[JOB]: Your task is to repeat all of the data exactly while excluding the pictures.

[INFORMATION SUPPLIED]:

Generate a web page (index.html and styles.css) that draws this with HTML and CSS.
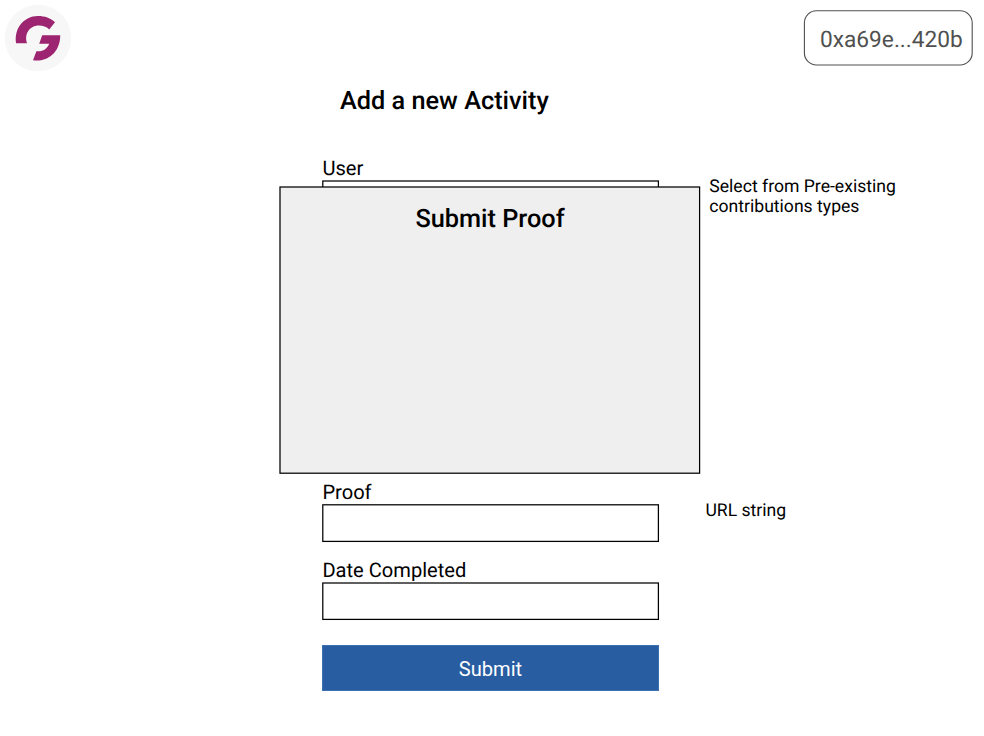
FILE: index.html
```html
<!DOCTYPE html>
<html lang="en">
<head>
<meta charset="utf-8">
<title>Add a new Activity</title>
<link rel="stylesheet" href="styles.css">
</head>
<body>
<header class="topbar">
  <svg class="logo" viewBox="0 0 76 76" aria-hidden="true">
    <circle cx="38" cy="38" r="33.3" fill="#f7f7f7"/>
    <path fill="#9c2470" d="M16.1 43.2C13.8 28.5 24 16.3 37.7 16.1C44.5 16 50.5 18 55 22.3L49.2 29.4C46.3 26.7 42.5 25.5 38.5 25.6C30.2 25.8 23.9 33.5 27 43.2Z"/>
    <path fill="#9c2470" d="M42.2 35.2H60.2C60.5 49.8 50 62.5 33 60.2L36.4 51.2C42 52 47 49.5 49.2 43.8H39.2Z"/>
  </svg>
  <div class="wallet"><svg class="frame" aria-hidden="true"><rect class="wallet-line" x=".4" y=".8" width="167.8" height="54.2" rx="12"/></svg><span class="wallet-text">0xa69e...420b</span></div>
</header>
<main class="page">
  <h1 class="title"><span>Add a new Activity</span></h1>
  <form class="form">
    <div class="row row-user">
      <div class="field">
        <div class="label"><span class="user">User</span></div>
        <div class="box"><svg class="frame" aria-hidden="true"><rect x=".8" y="1" width="335.6" height="36.6"/></svg></div>
      </div>
      <p class="note note-user"><span>Select from Pre-existing</span><br><span>contributions types</span></p>
    </div>
    <div class="row">
      <div class="field">
        <div class="label"><span>Proof</span></div>
        <div class="box"><svg class="frame" aria-hidden="true"><rect x=".8" y=".8" width="335.6" height="36.6"/></svg></div>
      </div>
      <p class="note note-proof"><span>URL string</span></p>
    </div>
    <div class="row">
      <div class="field">
        <div class="label"><span>Date Completed</span></div>
        <div class="box"><svg class="frame" aria-hidden="true"><rect x=".8" y="1" width="335.6" height="36.4"/></svg></div>
      </div>
    </div>
    <button class="submit" type="button"><span>Submit</span></button>
  </form>
  <section class="modal">
    <svg class="frame" aria-hidden="true"><rect class="panel" x="1" y="1" width="419.6" height="286.2"/></svg>
    <h2 class="modal-title"><span>Submit Proof</span></h2>
  </section>
</main>
</body>
</html>
```
FILE: styles.css
```css
* { box-sizing: border-box; }
body {
  margin: 0;
  width: 984px;
  height: 736px;
  position: relative;
  overflow: hidden;
  background: #fff;
  color: #000;
  font-family: Roboto, sans-serif;
  text-rendering: geometricPrecision;
}
h1, h2, p { margin: 0; font-weight: 500; }
.topbar {
  display: flex;
  justify-content: space-between;
  height: 76px;
  padding-right: 11px;
}
.logo { width: 76px; height: 76px; }
.wallet {
  position: relative;
  width: 169px;
  height: 56px;
  margin-top: 10px;
  padding-left: 16px;
  color: #505050;
  font-size: 22.7px;
  line-height: 59px;
  white-space: nowrap;
}
.frame {
  position: absolute;
  inset: 0;
  width: 100%;
  height: 100%;
  overflow: visible;
  fill: none;
  stroke: #000;
  stroke-width: 1.25px;
}
.wallet-line { stroke: #505050; stroke-width: 1.1px; }
.title {
  padding-left: 340px;
  padding-top: 11px;
  height: 80px;
  font-size: 25.3px;
  line-height: 30px;
}
.form { padding-left: 322px; }
.row { display: flex; height: 78px; }
.row-user { height: 324px; }
.field { width: 337px; }
.label {
  height: 24px;
  padding-left: .4px;
  font-size: 20.1px;
  line-height: 25px;
}
.box { position: relative; height: 38px; }
.note {
  font-size: 17.6px;
  line-height: 20px;
  font-weight: 400;
  white-space: nowrap;
}
.note-user { padding: 21px 0 0 50.3px; }
.note-proof { padding: 21px 0 0 46.4px; }
.submit {
  display: block;
  width: 337px;
  height: 46px;
  margin-top: 9px;
  padding: 1px 0 0;
  border: 1px solid #3c70ae;
  background: #295da2;
  color: #fff;
  font-family: inherit;
  font-size: 20.1px;
  line-height: 44px;
}
.modal {
  position: absolute;
  left: 279px;
  top: 186px;
  width: 422px;
  height: 288px;
  padding-top: 19px;
}
.panel { fill: #efefef; }
.modal-title {
  position: relative;
  font-size: 25.3px;
  line-height: 30px;
  text-align: center;
}
```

[SOLUTION FOR THIS TASK]:
Generate a web page (index.html and styles.css) that draws this with HTML and CSS.
FILE: index.html
```html
<!DOCTYPE html>
<html lang="en">
<head>
<meta charset="utf-8">
<title>Add a new Activity</title>
<link rel="stylesheet" href="styles.css">
</head>
<body>
<header class="topbar">
  <svg class="logo" viewBox="0 0 76 76" aria-hidden="true">
    <circle cx="38" cy="38" r="33.3" fill="#f7f7f7"/>
    <path fill="#9c2470" d="M16.1 43.2C13.8 28.5 24 16.3 37.7 16.1C44.5 16 50.5 18 55 22.3L49.2 29.4C46.3 26.7 42.5 25.5 38.5 25.6C30.2 25.8 23.9 33.5 27 43.2Z"/>
    <path fill="#9c2470" d="M42.2 35.2H60.2C60.5 49.8 50 62.5 33 60.2L36.4 51.2C42 52 47 49.5 49.2 43.8H39.2Z"/>
  </svg>
  <div class="wallet"><svg class="frame" aria-hidden="true"><rect class="wallet-line" x=".4" y=".8" width="167.8" height="54.2" rx="12"/></svg><span class="wallet-text">0xa69e...420b</span></div>
</header>
<main class="page">
  <h1 class="title"><span>Add a new Activity</span></h1>
  <form class="form">
    <div class="row row-user">
      <div class="field">
        <div class="label"><span class="user">User</span></div>
        <div class="box"><svg class="frame" aria-hidden="true"><rect x=".8" y="1" width="335.6" height="36.6"/></svg></div>
      </div>
      <p class="note note-user"><span>Select from Pre-existing</span><br><span>contributions types</span></p>
    </div>
    <div class="row">
      <div class="field">
        <div class="label"><span>Proof</span></div>
        <div class="box"><svg class="frame" aria-hidden="true"><rect x=".8" y=".8" width="335.6" height="36.6"/></svg></div>
      </div>
      <p class="note note-proof"><span>URL string</span></p>
    </div>
    <div class="row">
      <div class="field">
        <div class="label"><span>Date Completed</span></div>
        <div class="box"><svg class="frame" aria-hidden="true"><rect x=".8" y="1" width="335.6" height="36.4"/></svg></div>
      </div>
    </div>
    <button class="submit" type="button"><span>Submit</span></button>
  </form>
  <section class="modal">
    <svg class="frame" aria-hidden="true"><rect class="panel" x="1" y="1" width="419.6" height="286.2"/></svg>
    <h2 class="modal-title"><span>Submit Proof</span></h2>
  </section>
</main>
</body>
</html>
```
FILE: styles.css
```css
* { box-sizing: border-box; }
body {
  margin: 0;
  width: 984px;
  height: 736px;
  position: relative;
  overflow: hidden;
  background: #fff;
  color: #000;
  font-family: Roboto, sans-serif;
  text-rendering: geometricPrecision;
}
h1, h2, p { margin: 0; font-weight: 500; }
.topbar {
  display: flex;
  justify-content: space-between;
  height: 76px;
  padding-right: 11px;
}
.logo { width: 76px; height: 76px; }
.wallet {
  position: relative;
  width: 169px;
  height: 56px;
  margin-top: 10px;
  padding-left: 16px;
  color: #505050;
  font-size: 22.7px;
  line-height: 59px;
  white-space: nowrap;
}
.frame {
  position: absolute;
  inset: 0;
  width: 100%;
  height: 100%;
  overflow: visible;
  fill: none;
  stroke: #000;
  stroke-width: 1.25px;
}
.wallet-line { stroke: #505050; stroke-width: 1.1px; }
.title {
  padding-left: 340px;
  padding-top: 11px;
  height: 80px;
  font-size: 25.3px;
  line-height: 30px;
}
.form { padding-left: 322px; }
.row { display: flex; height: 78px; }
.row-user { height: 324px; }
.field { width: 337px; }
.label {
  height: 24px;
  padding-left: .4px;
  font-size: 20.1px;
  line-height: 25px;
}
.box { position: relative; height: 38px; }
.note {
  font-size: 17.6px;
  line-height: 20px;
  font-weight: 400;
  white-space: nowrap;
}
.note-user { padding: 21px 0 0 50.3px; }
.note-proof { padding: 21px 0 0 46.4px; }
.submit {
  display: block;
  width: 337px;
  height: 46px;
  margin-top: 9px;
  padding: 1px 0 0;
  border: 1px solid #3c70ae;
  background: #295da2;
  color: #fff;
  font-family: inherit;
  font-size: 20.1px;
  line-height: 44px;
}
.modal {
  position: absolute;
  left: 279px;
  top: 186px;
  width: 422px;
  height: 288px;
  padding-top: 19px;
}
.panel { fill: #efefef; }
.modal-title {
  position: relative;
  font-size: 25.3px;
  line-height: 30px;
  text-align: center;
}
```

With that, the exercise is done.